Their most recent achievement is pretty cool.
They just finished having Apex Wine Cellar install a 100,000 bottle Malaysian Mahogany racking system in their temperature controlled warehouse in Napa. 100,000 bottles.

As you can see from the photos, that’s a pretty cool thing.

What’s interesting about Winebid.com is that it operates differently than the traditional wine auction house insofar as it sells a tremendous number of individual bottles rather than many lots of multiple bottles or full cases of a single wine. This is what necessitates it having so many single bottle openings in its new racking system.

The warehouse they work out of in Napa looks a great deal different than when I was with the company. For a long time the wines sat in cases along the floor with tags around their necks. Then we got large shelves in the warehouse that came with a pretty simple categorization system. And even though I was inside the offices in the marketing department, I loved heading out to the warehouse…just to stroll among the bottles.

It was a little like walking through a sex shop. Everything in it served to arouse…if you were a wine lover. Over there was the mag of 1961 Margaux, in that corner was the 20 year vertical of Mondavi Reserve, the 3 liter of d’Yquem was over on that side of the warehouse, in the middle there was the vertical of Stony Hill Chard. It got me off.

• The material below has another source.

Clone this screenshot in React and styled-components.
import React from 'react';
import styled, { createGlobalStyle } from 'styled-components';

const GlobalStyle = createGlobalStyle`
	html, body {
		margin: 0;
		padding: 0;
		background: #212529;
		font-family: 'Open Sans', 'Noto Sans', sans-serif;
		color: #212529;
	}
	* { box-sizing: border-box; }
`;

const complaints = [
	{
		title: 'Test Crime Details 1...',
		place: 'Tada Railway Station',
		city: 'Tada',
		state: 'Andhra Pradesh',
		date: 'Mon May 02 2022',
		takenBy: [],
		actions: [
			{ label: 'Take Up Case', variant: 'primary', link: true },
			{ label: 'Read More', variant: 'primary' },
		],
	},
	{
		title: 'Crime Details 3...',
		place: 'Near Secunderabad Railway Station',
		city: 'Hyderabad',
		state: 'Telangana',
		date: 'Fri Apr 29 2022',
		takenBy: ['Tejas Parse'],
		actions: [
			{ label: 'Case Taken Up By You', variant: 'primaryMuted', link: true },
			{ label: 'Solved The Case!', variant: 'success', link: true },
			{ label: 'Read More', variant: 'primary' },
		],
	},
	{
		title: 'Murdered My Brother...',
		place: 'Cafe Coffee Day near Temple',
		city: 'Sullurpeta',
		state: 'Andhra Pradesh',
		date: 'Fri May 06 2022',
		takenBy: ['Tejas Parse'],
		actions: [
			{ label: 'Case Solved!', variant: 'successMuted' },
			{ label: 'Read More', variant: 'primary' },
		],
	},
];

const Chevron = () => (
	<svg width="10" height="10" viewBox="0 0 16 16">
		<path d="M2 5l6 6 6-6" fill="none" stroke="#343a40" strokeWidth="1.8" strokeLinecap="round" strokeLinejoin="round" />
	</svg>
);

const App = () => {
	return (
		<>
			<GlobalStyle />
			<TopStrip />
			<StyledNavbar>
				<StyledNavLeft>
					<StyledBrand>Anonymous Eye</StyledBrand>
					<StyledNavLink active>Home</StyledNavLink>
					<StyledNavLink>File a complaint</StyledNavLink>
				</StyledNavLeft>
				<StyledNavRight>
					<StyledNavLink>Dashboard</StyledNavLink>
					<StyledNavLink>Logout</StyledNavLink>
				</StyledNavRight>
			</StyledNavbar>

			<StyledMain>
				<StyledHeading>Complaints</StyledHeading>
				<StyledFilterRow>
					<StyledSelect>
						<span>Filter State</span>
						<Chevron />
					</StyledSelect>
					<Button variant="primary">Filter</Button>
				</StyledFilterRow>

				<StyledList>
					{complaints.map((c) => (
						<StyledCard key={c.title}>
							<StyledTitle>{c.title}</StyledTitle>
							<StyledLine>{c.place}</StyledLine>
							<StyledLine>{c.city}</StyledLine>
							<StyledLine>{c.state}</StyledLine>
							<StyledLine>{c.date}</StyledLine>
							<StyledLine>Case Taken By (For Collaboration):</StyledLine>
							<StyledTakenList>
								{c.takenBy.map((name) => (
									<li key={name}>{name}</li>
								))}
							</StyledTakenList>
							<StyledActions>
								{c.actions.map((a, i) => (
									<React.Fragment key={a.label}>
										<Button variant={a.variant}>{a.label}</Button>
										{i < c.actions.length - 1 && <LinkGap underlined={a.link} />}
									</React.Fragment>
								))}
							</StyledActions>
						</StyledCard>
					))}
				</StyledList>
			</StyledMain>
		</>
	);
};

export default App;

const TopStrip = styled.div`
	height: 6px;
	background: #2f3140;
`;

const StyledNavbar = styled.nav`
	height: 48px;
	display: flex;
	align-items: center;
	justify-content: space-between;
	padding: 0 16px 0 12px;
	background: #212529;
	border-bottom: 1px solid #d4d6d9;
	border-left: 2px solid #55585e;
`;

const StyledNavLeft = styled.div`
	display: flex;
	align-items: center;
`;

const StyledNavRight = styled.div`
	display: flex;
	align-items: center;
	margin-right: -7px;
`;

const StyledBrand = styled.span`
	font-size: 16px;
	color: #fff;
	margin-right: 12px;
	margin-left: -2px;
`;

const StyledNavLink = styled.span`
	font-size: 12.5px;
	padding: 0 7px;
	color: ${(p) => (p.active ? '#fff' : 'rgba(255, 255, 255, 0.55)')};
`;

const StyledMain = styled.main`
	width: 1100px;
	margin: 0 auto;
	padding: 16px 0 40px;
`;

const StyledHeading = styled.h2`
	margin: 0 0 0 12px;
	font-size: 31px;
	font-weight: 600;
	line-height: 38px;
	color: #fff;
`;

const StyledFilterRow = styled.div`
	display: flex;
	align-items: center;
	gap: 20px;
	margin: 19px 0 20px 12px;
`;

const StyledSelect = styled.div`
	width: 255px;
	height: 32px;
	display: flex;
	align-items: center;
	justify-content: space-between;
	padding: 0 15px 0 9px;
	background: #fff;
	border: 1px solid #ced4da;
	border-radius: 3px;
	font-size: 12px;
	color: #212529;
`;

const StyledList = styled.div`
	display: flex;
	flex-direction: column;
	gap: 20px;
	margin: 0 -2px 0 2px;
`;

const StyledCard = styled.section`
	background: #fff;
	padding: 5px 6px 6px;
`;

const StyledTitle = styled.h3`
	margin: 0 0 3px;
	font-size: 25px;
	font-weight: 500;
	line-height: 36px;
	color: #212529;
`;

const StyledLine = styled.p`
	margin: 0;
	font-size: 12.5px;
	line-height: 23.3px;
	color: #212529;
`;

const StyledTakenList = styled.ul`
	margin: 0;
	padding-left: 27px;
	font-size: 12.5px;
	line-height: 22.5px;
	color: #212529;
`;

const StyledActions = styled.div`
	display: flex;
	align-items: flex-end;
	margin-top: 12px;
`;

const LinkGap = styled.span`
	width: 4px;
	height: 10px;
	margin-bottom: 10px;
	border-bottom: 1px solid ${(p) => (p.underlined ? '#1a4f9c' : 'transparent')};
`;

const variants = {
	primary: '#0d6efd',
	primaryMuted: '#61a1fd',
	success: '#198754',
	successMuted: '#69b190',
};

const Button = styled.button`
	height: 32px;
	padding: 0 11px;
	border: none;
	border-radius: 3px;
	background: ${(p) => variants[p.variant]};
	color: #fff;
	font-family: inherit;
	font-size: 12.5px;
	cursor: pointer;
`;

I’m still pretty proud to say I worked with Winebid.com at the time of its first auction and helped open it’s first CA warehouse. It’s great to see them do well. According to their CEO Jerry Zech, "This custom wine racking system was the final step in completing an inventory and shipping system to handle the thousands of bottles of wine we auction every week.  Our new bar coding system and wine inventory database are all integrated into the final process of shipping and fulfillment."

That’s good news too. Winebid now has upwards of 50,000 registered bidders. I fully recall the excitement when the number of bidders hit 5,000. back in the late 90s. It’s nice to be able to point to a pure Internet wine play and not say, "what were they thinking!!".


4 Responses

  1. Matthew Apsokardu - March 4, 2008

    Dang!

  2. Randy - March 4, 2008

    I wonder what they do to mitigate earthquakes. It looks like bottles would just fly out of their slots…

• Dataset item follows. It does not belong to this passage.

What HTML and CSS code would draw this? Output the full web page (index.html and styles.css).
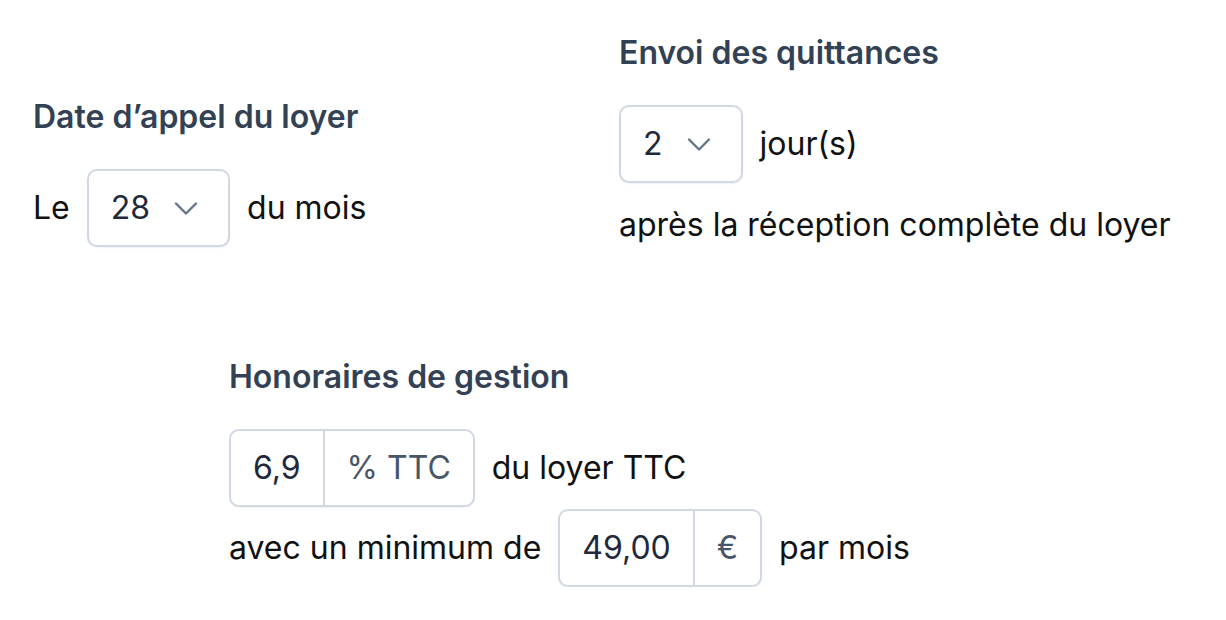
FILE: index.html
```html
<!DOCTYPE html>
<html lang="fr">
<head>
    <meta charset="UTF-8">
    <title>Paramètres de gestion</title>
    <link rel="stylesheet" href="styles.css">
</head>
<body>
    <div class="settings">
        <div class="settings-row">
            <section class="setting rent-call">
                <h2 class="setting-title">Date d’appel du loyer</h2>
                <div class="line">
                    <span>Le</span>
                    <div class="select">
                        <span class="select-value">28</span>
                        <svg class="chevron" viewBox="0 0 24 24" width="24" height="24"><path d="M2 7.5l10 10 10-10" fill="none" stroke="currentColor" stroke-width="2.4" stroke-linecap="round" stroke-linejoin="round"/></svg>
                    </div>
                    <span>du mois</span>
                </div>
            </section>

            <section class="setting receipts">
                <h2 class="setting-title">Envoi des quittances</h2>
                <div class="line">
                    <div class="select">
                        <span class="select-value">2</span>
                        <svg class="chevron" viewBox="0 0 24 24" width="24" height="24"><path d="M2 7.5l10 10 10-10" fill="none" stroke="currentColor" stroke-width="2.4" stroke-linecap="round" stroke-linejoin="round"/></svg>
                    </div>
                    <span>jour(s)</span>
                </div>
                <p class="line-text">après la réception complète du loyer</p>
            </section>
        </div>

        <section class="setting fees">
            <h2 class="setting-title">Honoraires de gestion</h2>
            <div class="line">
                <div class="input-group">
                    <span class="input-value">6,9</span>
                    <span class="input-suffix">% TTC</span>
                </div>
                <span>du loyer TTC</span>
            </div>
            <div class="line line-tight">
                <span>avec un minimum de</span>
                <div class="input-group">
                    <span class="input-value">49,00</span>
                    <span class="input-suffix">€</span>
                </div>
                <span>par mois</span>
            </div>
        </section>
    </div>
</body>
</html>
```

FILE: styles.css
```css
html {
    background: #ffffff;
}

body {
    margin: 0;
    font-family: "Inter", "Noto Sans", sans-serif;
    font-size: 32px;
    line-height: 40px;
    color: #111111;
}

.settings {
    padding: 31px 0 0 33px;
}

.settings-row {
    display: flex;
    align-items: flex-end;
}

.rent-call {
    width: 586px;
}

.setting-title {
    margin: 0;
    font-size: 32px;
    line-height: 44px;
    font-weight: 600;
    color: #334155;
}

.line {
    display: flex;
    align-items: center;
    gap: 17px;
    margin-top: 30px;
}

.line-tight {
    margin-top: 2px;
}

.line-text {
    margin: 20px 0 0 0;
    line-height: 44px;
}

.select {
    display: flex;
    align-items: center;
    gap: 24px;
    padding: 17px 30px 17px 22px;
    border: 2px solid #cfd8e3;
    border-radius: 10px;
    box-shadow: 0 1px 2px rgba(15, 23, 42, 0.06);
    color: #1e293b;
}

.chevron {
    color: #64748b;
}

.fees {
    margin: 108px 0 0 196px;
}

.input-group {
    display: flex;
    border: 2px solid #cfd8e3;
    border-radius: 10px;
    box-shadow: 0 1px 2px rgba(15, 23, 42, 0.06);
}

.input-value {
    padding: 17px 22px;
    color: #1e293b;
}

.input-suffix {
    padding: 17px 22px;
    border-left: 2px solid #cfd8e3;
    color: #475569;
}
```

  3. Morton Leslie - March 5, 2008

    For the wine buyer winebid.com might be a good thing, but sellers should take a close look at the fine print of the contract when letting them take possession of your wines on consignment. If the wines don’t sell at their estimated price, then what? Do you still have control of your wines? Will they return them to you on demand? These were sticking points with me when I sought to trim my cellar a few years ago. I just wanted them to agree to give me back the wines if they didn’t meet the reserve price. While I understand they put time and effort into shipping, receiving, and promoting your wines for auction; you, the seller, have a bigger stake. If things don’t work out as planned, you might find your wines displayed on their new shelving, but out of your control. That said, I have not heard of any specific complaints in this regard.

  4. Steve - March 16, 2008

    While I agree it looks impressive, what is the point? Unless the cost of implementing this was partially or fully underwritten by a cross promotion agreement with Apex, it seems like a waste of money. After all, unless the warehouse is accessed by end customers and used as a retail showroom of sorts, nobody will ever see it. Surely there are cheaper warehouse storage solutions if single bottle storage was the goal. Moreover, labels are likely to get scuffed when workers remove bottles too quickly just as they can in one’s home cellar.